Séminaires Géosciences Marines

Salle 310

Océane FOIX


The 1 400 km long Vanuatu subduction zone marks the subduction of the oceanic Australia plate beneath the North-Fijian microplate. Seismic and volcanic activity are both high, and several morphologic features enter into subduction, affecting seismicity and probably plate coupling. The Northern d’Entrecasteaux Ridge, West-Torres plateau, and Bougainville seamount currently enter into subduction below the forearc islands of Santo and Malekula. This subduction/collision coincides with a strongly decreased local convergence velocity rate at the trench (35 mm/yr compared to 120-160 mm/yr to the north and south). It is following by significant uplift on the overriding plate, indicating a high degree of deformation. The close proximity of Santo and Malekula islands to the trench (20-30 km) provides excellent coverage of the megathrust seismogenic zone for a seismological study. We used an earthquakes selection of 2 863 events, from 10 months of seismological data recovered by the 30-instrument amphibious ARC-VANUATU seismology network, to construct a 3D velocity model using the LOTOS joint location/model inversion software. Then, we locate 11 709 earthquakes, from this project, beneath the central Vanuatu subduction zone using the NonLinLoc software.
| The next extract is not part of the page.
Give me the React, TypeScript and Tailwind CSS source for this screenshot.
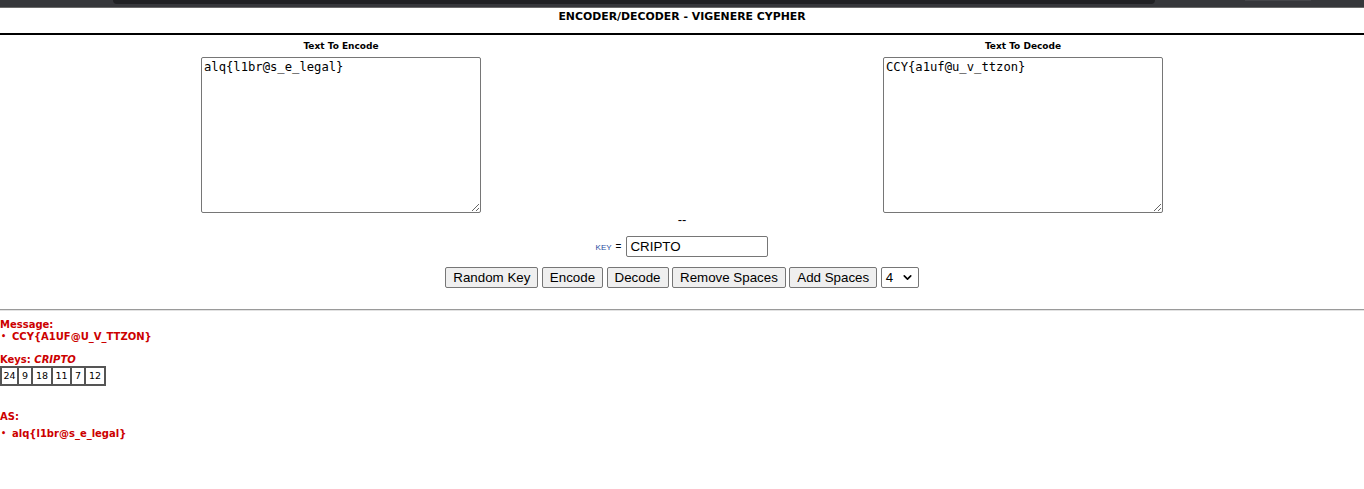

The 3D model reveals low P and S velocities in the uppermost tens of kilometers beneath both of the large forearc islands. The Northern d’Entrecasteaux Ridge and the Bougainville Guyot face these velocity anomalies. This may be due to water infiltration in heavily faulted subducted features but can also reflect the amount of faulting. Moreover, we can also identify the presence of a possible seamount entered into subduction at West Malo. Then, the spatial distribution of the earthquake suggests a complex interaction of faults and stress zones related to high and highly variable stress. The depth limit of the seismogenic zone varies about 20-22 km and 30-36 km of depth along-slab. Its presence and limits are quite heterogeneous.